### [Set task]
Make an exact copy of the records, dropping all pictures.

### [Information provided]

>> BEGIN

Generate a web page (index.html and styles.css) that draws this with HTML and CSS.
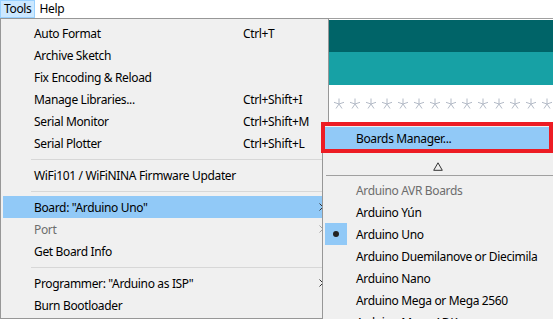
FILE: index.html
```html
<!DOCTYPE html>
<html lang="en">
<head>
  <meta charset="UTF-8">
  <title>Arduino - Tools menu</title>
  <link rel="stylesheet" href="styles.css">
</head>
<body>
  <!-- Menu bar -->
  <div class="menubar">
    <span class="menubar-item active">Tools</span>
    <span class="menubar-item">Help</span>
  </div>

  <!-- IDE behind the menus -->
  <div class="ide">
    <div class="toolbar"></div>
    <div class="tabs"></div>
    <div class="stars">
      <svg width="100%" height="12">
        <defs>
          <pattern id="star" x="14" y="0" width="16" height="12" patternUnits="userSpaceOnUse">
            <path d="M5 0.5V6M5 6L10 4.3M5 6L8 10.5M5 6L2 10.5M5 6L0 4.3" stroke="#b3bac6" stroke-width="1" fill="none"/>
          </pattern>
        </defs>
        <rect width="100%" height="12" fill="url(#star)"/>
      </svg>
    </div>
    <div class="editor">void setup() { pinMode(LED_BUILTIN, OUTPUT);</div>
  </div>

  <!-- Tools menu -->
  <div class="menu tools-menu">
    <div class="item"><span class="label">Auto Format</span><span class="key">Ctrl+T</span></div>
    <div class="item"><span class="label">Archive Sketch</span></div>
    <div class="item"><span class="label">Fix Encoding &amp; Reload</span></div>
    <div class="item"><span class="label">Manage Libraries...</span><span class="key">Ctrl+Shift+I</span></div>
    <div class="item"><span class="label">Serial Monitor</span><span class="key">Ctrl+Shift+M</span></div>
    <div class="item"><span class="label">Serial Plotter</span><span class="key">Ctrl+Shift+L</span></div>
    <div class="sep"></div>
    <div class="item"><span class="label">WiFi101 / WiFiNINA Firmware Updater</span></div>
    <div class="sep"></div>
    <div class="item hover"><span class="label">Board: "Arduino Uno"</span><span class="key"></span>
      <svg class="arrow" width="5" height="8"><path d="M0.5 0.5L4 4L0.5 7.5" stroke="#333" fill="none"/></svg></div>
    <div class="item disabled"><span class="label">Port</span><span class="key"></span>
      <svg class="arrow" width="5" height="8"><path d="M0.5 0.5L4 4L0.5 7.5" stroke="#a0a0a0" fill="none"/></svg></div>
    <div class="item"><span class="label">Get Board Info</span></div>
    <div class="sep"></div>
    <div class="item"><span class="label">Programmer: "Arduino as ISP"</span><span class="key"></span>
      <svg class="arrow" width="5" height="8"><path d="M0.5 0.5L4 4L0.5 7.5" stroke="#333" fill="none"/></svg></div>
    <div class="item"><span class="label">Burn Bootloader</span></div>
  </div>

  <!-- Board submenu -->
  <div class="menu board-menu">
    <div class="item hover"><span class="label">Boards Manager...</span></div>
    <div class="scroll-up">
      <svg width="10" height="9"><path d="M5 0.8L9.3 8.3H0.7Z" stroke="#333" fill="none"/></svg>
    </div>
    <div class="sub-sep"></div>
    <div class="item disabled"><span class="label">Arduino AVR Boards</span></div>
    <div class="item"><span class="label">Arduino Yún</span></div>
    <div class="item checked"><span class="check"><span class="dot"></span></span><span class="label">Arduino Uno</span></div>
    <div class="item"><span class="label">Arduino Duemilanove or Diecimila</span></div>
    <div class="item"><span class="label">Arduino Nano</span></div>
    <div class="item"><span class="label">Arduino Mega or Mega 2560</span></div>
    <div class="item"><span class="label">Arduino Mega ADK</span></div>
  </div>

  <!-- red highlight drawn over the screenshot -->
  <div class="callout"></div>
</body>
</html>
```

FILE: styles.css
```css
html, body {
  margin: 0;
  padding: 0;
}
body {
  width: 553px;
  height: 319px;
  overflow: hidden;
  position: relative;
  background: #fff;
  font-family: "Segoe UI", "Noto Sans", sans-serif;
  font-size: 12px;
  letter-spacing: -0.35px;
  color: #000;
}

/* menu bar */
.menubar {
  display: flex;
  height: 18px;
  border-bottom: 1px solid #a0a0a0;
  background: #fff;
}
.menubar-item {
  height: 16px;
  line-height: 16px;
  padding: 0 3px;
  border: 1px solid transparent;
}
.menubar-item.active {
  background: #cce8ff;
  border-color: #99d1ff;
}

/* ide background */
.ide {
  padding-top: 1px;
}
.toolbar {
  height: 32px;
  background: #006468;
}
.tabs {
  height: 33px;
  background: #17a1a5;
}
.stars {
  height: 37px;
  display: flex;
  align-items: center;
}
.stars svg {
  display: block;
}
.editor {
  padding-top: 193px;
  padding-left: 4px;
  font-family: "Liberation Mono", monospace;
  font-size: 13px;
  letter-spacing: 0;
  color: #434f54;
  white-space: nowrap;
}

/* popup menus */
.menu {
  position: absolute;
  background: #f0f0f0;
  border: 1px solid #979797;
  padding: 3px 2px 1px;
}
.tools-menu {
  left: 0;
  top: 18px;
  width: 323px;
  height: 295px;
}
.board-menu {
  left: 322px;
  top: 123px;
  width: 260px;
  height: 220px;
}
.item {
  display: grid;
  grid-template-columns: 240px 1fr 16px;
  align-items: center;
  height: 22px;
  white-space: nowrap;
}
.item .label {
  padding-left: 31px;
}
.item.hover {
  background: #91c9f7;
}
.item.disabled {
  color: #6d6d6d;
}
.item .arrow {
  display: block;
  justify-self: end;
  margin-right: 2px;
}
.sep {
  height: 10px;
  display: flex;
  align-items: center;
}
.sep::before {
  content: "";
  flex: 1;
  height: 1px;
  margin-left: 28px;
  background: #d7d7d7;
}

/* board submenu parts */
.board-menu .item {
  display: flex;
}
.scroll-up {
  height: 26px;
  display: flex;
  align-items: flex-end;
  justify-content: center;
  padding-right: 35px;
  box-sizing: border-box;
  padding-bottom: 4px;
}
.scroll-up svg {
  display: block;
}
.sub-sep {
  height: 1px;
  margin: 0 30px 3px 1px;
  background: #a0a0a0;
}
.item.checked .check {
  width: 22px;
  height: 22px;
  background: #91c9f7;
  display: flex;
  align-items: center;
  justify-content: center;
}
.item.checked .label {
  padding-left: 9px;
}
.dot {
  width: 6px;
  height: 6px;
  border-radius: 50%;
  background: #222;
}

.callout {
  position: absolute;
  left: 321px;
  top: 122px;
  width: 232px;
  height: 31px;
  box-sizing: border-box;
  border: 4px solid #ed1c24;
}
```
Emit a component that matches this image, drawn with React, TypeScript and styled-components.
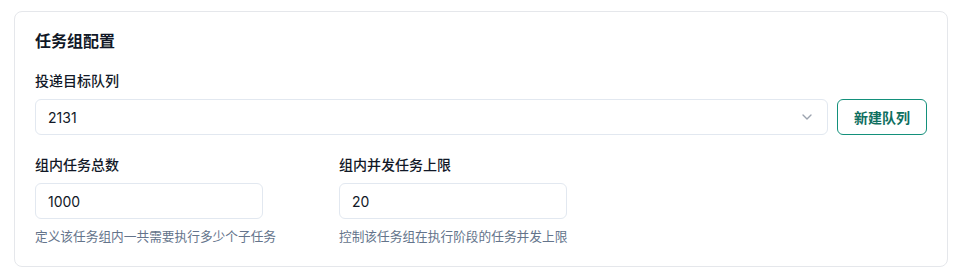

>> END

### [Problem solution]
Generate a web page (index.html and styles.css) that draws this with HTML and CSS.
FILE: index.html
```html
<!DOCTYPE html>
<html lang="en">
<head>
  <meta charset="UTF-8">
  <title>Arduino - Tools menu</title>
  <link rel="stylesheet" href="styles.css">
</head>
<body>
  <!-- Menu bar -->
  <div class="menubar">
    <span class="menubar-item active">Tools</span>
    <span class="menubar-item">Help</span>
  </div>

  <!-- IDE behind the menus -->
  <div class="ide">
    <div class="toolbar"></div>
    <div class="tabs"></div>
    <div class="stars">
      <svg width="100%" height="12">
        <defs>
          <pattern id="star" x="14" y="0" width="16" height="12" patternUnits="userSpaceOnUse">
            <path d="M5 0.5V6M5 6L10 4.3M5 6L8 10.5M5 6L2 10.5M5 6L0 4.3" stroke="#b3bac6" stroke-width="1" fill="none"/>
          </pattern>
        </defs>
        <rect width="100%" height="12" fill="url(#star)"/>
      </svg>
    </div>
    <div class="editor">void setup() { pinMode(LED_BUILTIN, OUTPUT);</div>
  </div>

  <!-- Tools menu -->
  <div class="menu tools-menu">
    <div class="item"><span class="label">Auto Format</span><span class="key">Ctrl+T</span></div>
    <div class="item"><span class="label">Archive Sketch</span></div>
    <div class="item"><span class="label">Fix Encoding &amp; Reload</span></div>
    <div class="item"><span class="label">Manage Libraries...</span><span class="key">Ctrl+Shift+I</span></div>
    <div class="item"><span class="label">Serial Monitor</span><span class="key">Ctrl+Shift+M</span></div>
    <div class="item"><span class="label">Serial Plotter</span><span class="key">Ctrl+Shift+L</span></div>
    <div class="sep"></div>
    <div class="item"><span class="label">WiFi101 / WiFiNINA Firmware Updater</span></div>
    <div class="sep"></div>
    <div class="item hover"><span class="label">Board: "Arduino Uno"</span><span class="key"></span>
      <svg class="arrow" width="5" height="8"><path d="M0.5 0.5L4 4L0.5 7.5" stroke="#333" fill="none"/></svg></div>
    <div class="item disabled"><span class="label">Port</span><span class="key"></span>
      <svg class="arrow" width="5" height="8"><path d="M0.5 0.5L4 4L0.5 7.5" stroke="#a0a0a0" fill="none"/></svg></div>
    <div class="item"><span class="label">Get Board Info</span></div>
    <div class="sep"></div>
    <div class="item"><span class="label">Programmer: "Arduino as ISP"</span><span class="key"></span>
      <svg class="arrow" width="5" height="8"><path d="M0.5 0.5L4 4L0.5 7.5" stroke="#333" fill="none"/></svg></div>
    <div class="item"><span class="label">Burn Bootloader</span></div>
  </div>

  <!-- Board submenu -->
  <div class="menu board-menu">
    <div class="item hover"><span class="label">Boards Manager...</span></div>
    <div class="scroll-up">
      <svg width="10" height="9"><path d="M5 0.8L9.3 8.3H0.7Z" stroke="#333" fill="none"/></svg>
    </div>
    <div class="sub-sep"></div>
    <div class="item disabled"><span class="label">Arduino AVR Boards</span></div>
    <div class="item"><span class="label">Arduino Yún</span></div>
    <div class="item checked"><span class="check"><span class="dot"></span></span><span class="label">Arduino Uno</span></div>
    <div class="item"><span class="label">Arduino Duemilanove or Diecimila</span></div>
    <div class="item"><span class="label">Arduino Nano</span></div>
    <div class="item"><span class="label">Arduino Mega or Mega 2560</span></div>
    <div class="item"><span class="label">Arduino Mega ADK</span></div>
  </div>

  <!-- red highlight drawn over the screenshot -->
  <div class="callout"></div>
</body>
</html>
```

FILE: styles.css
```css
html, body {
  margin: 0;
  padding: 0;
}
body {
  width: 553px;
  height: 319px;
  overflow: hidden;
  position: relative;
  background: #fff;
  font-family: "Segoe UI", "Noto Sans", sans-serif;
  font-size: 12px;
  letter-spacing: -0.35px;
  color: #000;
}

/* menu bar */
.menubar {
  display: flex;
  height: 18px;
  border-bottom: 1px solid #a0a0a0;
  background: #fff;
}
.menubar-item {
  height: 16px;
  line-height: 16px;
  padding: 0 3px;
  border: 1px solid transparent;
}
.menubar-item.active {
  background: #cce8ff;
  border-color: #99d1ff;
}

/* ide background */
.ide {
  padding-top: 1px;
}
.toolbar {
  height: 32px;
  background: #006468;
}
.tabs {
  height: 33px;
  background: #17a1a5;
}
.stars {
  height: 37px;
  display: flex;
  align-items: center;
}
.stars svg {
  display: block;
}
.editor {
  padding-top: 193px;
  padding-left: 4px;
  font-family: "Liberation Mono", monospace;
  font-size: 13px;
  letter-spacing: 0;
  color: #434f54;
  white-space: nowrap;
}

/* popup menus */
.menu {
  position: absolute;
  background: #f0f0f0;
  border: 1px solid #979797;
  padding: 3px 2px 1px;
}
.tools-menu {
  left: 0;
  top: 18px;
  width: 323px;
  height: 295px;
}
.board-menu {
  left: 322px;
  top: 123px;
  width: 260px;
  height: 220px;
}
.item {
  display: grid;
  grid-template-columns: 240px 1fr 16px;
  align-items: center;
  height: 22px;
  white-space: nowrap;
}
.item .label {
  padding-left: 31px;
}
.item.hover {
  background: #91c9f7;
}
.item.disabled {
  color: #6d6d6d;
}
.item .arrow {
  display: block;
  justify-self: end;
  margin-right: 2px;
}
.sep {
  height: 10px;
  display: flex;
  align-items: center;
}
.sep::before {
  content: "";
  flex: 1;
  height: 1px;
  margin-left: 28px;
  background: #d7d7d7;
}

/* board submenu parts */
.board-menu .item {
  display: flex;
}
.scroll-up {
  height: 26px;
  display: flex;
  align-items: flex-end;
  justify-content: center;
  padding-right: 35px;
  box-sizing: border-box;
  padding-bottom: 4px;
}
.scroll-up svg {
  display: block;
}
.sub-sep {
  height: 1px;
  margin: 0 30px 3px 1px;
  background: #a0a0a0;
}
.item.checked .check {
  width: 22px;
  height: 22px;
  background: #91c9f7;
  display: flex;
  align-items: center;
  justify-content: center;
}
.item.checked .label {
  padding-left: 9px;
}
.dot {
  width: 6px;
  height: 6px;
  border-radius: 50%;
  background: #222;
}

.callout {
  position: absolute;
  left: 321px;
  top: 122px;
  width: 232px;
  height: 31px;
  box-sizing: border-box;
  border: 4px solid #ed1c24;
}
```
Emit a component that matches this image, drawn with React, TypeScript and styled-components.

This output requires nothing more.